Databricks Community

TMNGB · ‎07-26-2022

In the case of processing multiple source files - with potentially, one or multiple entity versions per source - being able to use the MERGE statement whilst preserving the order is key to ensure the correct versioning of entity versions (aka, version 1 starts at X to Y, then comes version 2 from Y to Z, etc).

However, as far as I can tell, there is no guarantee that the data will be processed (MERGED) according to the order in the DataFrame. Has anyone confirmed this?
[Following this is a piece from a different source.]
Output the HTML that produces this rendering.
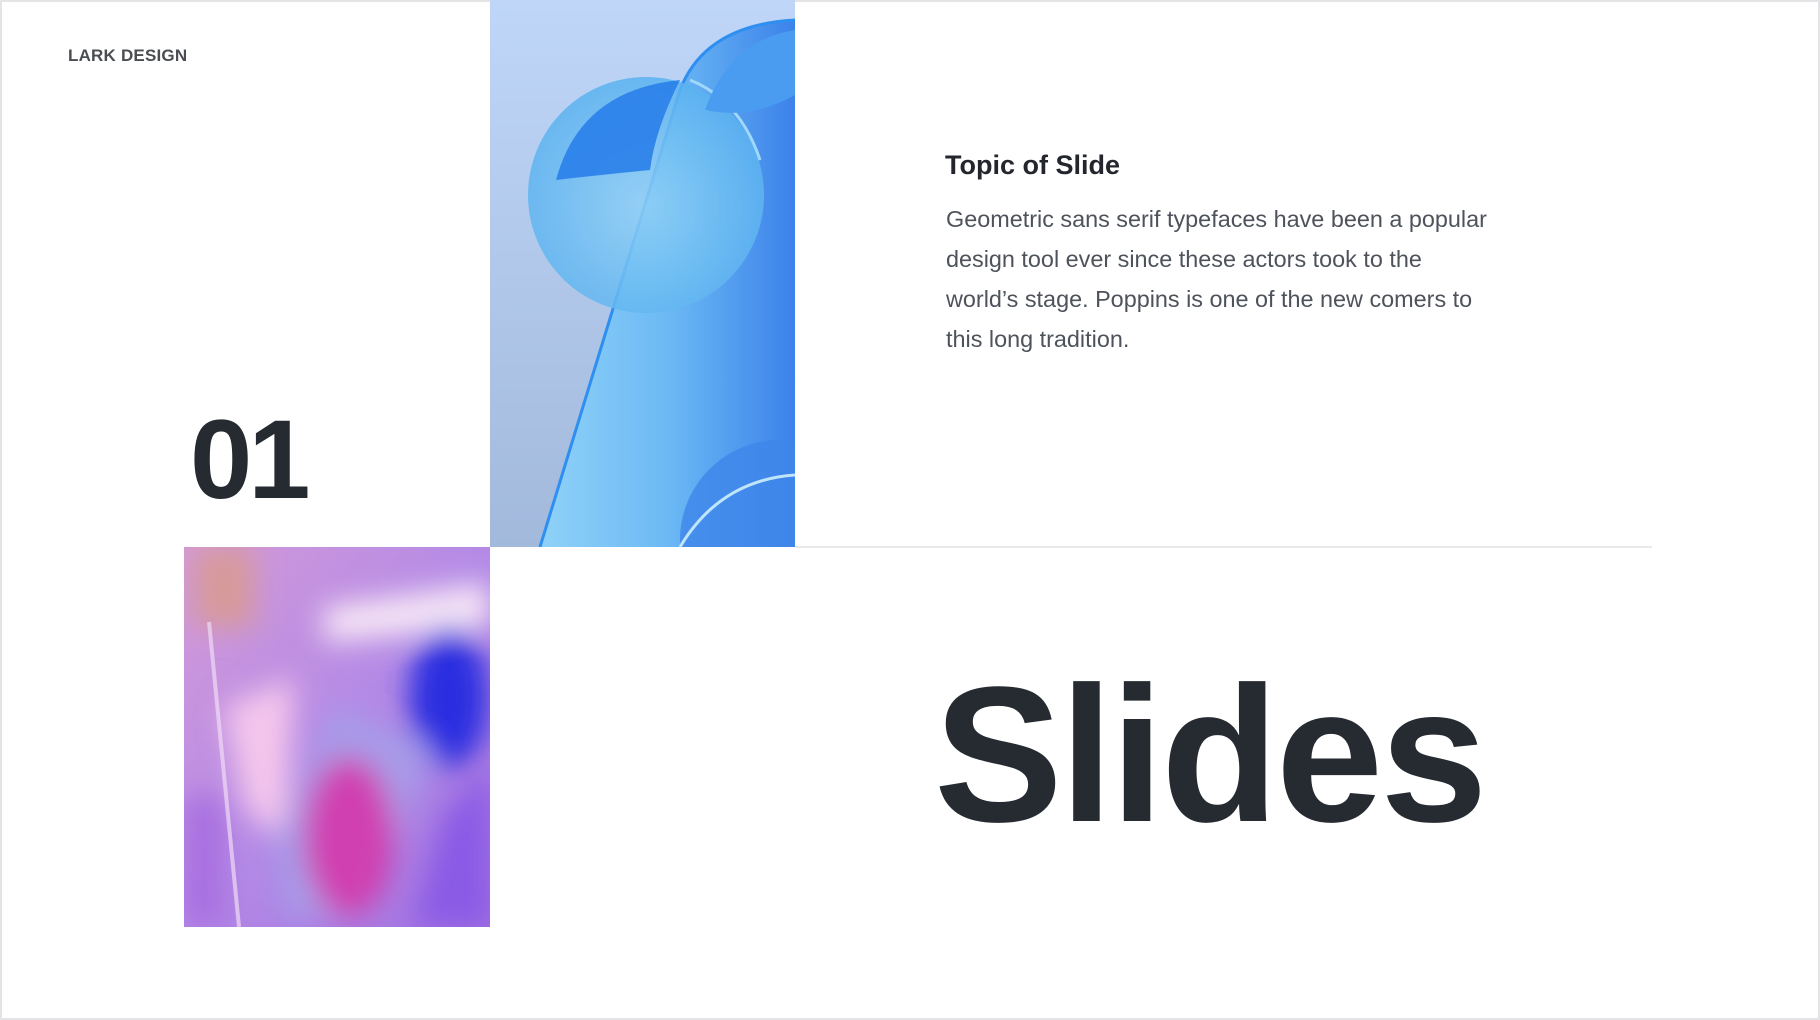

The current way to bypass this is to process each extraction date separately for the MERGE statement however, it is quite a slow process since Azure takes a long time to MERGE.

-werners- · ‎07-27-2022

you could guarantee order by actually ordering the dataframe which you want to merge or use a window function (and keeping only the most recent record f.e.).

The upsert is an expensive operation, so depending on the amount of data which has to be evaluated it can take a while indeed.

There are some tweaks possible though:

https://docs.microsoft.com/en-us/azure/databricks/kb/delta/delta-merge-into

View solution in original post

-werners- · ‎07-27-2022

you could guarantee order by actually ordering the dataframe which you want to merge or use a window function (and keeping only the most recent record f.e.).

The upsert is an expensive operation, so depending on the amount of data which has to be evaluated it can take a while indeed.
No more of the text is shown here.